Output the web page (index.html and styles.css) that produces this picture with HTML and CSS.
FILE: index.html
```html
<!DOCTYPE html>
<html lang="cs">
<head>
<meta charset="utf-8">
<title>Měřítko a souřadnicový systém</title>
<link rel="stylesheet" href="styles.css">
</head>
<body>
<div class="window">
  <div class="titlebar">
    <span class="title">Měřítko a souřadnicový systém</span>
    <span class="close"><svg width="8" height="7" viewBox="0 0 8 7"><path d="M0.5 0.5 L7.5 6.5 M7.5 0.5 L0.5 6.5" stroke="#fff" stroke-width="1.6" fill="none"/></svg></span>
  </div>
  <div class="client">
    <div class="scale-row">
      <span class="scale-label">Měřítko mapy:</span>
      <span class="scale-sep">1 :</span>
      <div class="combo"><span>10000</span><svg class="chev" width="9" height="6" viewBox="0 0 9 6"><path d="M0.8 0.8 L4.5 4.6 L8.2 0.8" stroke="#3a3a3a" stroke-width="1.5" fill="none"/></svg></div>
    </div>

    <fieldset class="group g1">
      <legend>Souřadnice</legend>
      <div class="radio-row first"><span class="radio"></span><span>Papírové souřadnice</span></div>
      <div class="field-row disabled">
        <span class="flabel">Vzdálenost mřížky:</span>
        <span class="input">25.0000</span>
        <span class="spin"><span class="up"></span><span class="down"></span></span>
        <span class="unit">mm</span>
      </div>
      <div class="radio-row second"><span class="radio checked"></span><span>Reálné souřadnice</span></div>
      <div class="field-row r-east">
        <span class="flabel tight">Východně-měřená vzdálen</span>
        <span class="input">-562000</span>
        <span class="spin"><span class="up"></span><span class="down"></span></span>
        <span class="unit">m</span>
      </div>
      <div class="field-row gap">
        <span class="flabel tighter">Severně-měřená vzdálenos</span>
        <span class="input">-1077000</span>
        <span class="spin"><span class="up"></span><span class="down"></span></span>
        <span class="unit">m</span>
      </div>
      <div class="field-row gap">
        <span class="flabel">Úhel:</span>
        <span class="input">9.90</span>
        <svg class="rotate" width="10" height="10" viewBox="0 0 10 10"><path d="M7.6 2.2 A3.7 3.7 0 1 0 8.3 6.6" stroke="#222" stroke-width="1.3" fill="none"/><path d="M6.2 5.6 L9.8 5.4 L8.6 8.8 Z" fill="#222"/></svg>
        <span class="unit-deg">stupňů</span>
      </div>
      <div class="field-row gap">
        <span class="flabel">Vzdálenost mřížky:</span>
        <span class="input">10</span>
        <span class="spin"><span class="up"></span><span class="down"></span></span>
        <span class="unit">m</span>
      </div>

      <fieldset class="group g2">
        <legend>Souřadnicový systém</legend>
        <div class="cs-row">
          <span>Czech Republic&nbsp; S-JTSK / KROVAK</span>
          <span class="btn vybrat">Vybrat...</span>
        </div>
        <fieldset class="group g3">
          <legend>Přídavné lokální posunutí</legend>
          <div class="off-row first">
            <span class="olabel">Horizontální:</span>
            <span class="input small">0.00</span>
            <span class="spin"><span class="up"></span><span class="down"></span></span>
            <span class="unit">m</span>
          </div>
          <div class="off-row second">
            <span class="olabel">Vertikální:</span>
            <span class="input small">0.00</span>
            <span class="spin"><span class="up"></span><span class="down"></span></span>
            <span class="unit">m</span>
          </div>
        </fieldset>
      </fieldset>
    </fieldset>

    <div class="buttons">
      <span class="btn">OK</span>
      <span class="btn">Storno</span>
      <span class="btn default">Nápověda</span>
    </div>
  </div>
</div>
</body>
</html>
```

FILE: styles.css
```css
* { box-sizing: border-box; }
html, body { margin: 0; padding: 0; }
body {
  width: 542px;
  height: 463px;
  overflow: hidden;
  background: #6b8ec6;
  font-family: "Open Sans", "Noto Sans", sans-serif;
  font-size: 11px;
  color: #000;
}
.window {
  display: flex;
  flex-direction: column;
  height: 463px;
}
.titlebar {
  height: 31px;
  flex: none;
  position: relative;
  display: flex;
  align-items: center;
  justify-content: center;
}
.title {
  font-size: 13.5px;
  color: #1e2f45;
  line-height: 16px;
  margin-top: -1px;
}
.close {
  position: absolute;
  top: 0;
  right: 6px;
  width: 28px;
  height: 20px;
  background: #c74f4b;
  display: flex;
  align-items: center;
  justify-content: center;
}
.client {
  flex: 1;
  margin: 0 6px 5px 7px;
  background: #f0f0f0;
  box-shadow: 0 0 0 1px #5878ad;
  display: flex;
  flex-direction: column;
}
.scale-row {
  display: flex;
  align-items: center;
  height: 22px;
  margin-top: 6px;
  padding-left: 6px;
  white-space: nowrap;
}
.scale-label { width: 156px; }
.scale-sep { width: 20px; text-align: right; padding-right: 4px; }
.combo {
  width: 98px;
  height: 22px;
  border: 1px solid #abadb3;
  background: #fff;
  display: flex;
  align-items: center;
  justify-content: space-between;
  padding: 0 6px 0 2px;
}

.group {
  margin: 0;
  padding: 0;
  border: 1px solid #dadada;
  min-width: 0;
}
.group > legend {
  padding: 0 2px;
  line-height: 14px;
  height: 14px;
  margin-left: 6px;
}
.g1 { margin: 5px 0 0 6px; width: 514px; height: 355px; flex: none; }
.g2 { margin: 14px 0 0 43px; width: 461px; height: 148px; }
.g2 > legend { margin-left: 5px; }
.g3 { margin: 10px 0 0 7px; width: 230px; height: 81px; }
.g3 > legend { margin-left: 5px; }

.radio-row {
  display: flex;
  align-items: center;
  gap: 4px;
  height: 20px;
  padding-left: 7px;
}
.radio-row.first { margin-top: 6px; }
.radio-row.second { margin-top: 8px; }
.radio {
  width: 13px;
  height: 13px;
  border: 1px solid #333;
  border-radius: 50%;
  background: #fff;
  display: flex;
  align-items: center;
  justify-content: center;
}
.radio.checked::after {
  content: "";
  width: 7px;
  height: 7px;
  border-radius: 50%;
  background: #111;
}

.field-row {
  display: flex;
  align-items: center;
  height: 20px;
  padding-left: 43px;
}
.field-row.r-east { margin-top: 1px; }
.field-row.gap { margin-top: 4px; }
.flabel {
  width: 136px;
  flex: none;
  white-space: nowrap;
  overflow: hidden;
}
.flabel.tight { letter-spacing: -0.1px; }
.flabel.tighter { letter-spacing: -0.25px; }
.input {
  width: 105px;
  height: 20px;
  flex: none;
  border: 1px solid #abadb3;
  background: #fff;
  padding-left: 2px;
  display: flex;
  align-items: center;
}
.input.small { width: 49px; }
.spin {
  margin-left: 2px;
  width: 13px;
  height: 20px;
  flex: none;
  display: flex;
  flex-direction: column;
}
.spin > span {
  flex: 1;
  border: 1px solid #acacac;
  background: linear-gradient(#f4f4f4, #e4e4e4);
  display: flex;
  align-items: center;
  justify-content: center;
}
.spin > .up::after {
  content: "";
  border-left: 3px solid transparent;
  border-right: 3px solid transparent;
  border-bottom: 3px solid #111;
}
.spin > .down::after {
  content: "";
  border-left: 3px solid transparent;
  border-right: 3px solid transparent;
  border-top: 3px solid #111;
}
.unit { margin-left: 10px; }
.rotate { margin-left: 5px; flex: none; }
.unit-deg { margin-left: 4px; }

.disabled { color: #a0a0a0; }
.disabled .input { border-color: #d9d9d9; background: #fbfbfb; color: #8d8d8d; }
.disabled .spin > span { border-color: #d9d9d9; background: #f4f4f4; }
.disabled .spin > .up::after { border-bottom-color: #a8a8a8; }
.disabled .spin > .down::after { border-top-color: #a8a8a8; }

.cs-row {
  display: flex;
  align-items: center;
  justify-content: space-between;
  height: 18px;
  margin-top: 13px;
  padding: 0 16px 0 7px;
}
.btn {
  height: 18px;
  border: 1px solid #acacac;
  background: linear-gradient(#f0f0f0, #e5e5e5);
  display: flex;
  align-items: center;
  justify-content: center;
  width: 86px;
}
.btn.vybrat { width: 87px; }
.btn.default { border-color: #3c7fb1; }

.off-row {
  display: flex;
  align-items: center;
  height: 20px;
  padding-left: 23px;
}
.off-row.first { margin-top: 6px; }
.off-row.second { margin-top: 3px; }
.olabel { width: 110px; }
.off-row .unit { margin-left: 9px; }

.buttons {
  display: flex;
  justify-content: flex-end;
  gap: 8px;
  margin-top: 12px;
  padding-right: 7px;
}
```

### AIM OF THE EXERCISE
In how many lines of the data does the string "index" appear? Give only the number.

### SOLUTION TO THE EXERCISE
2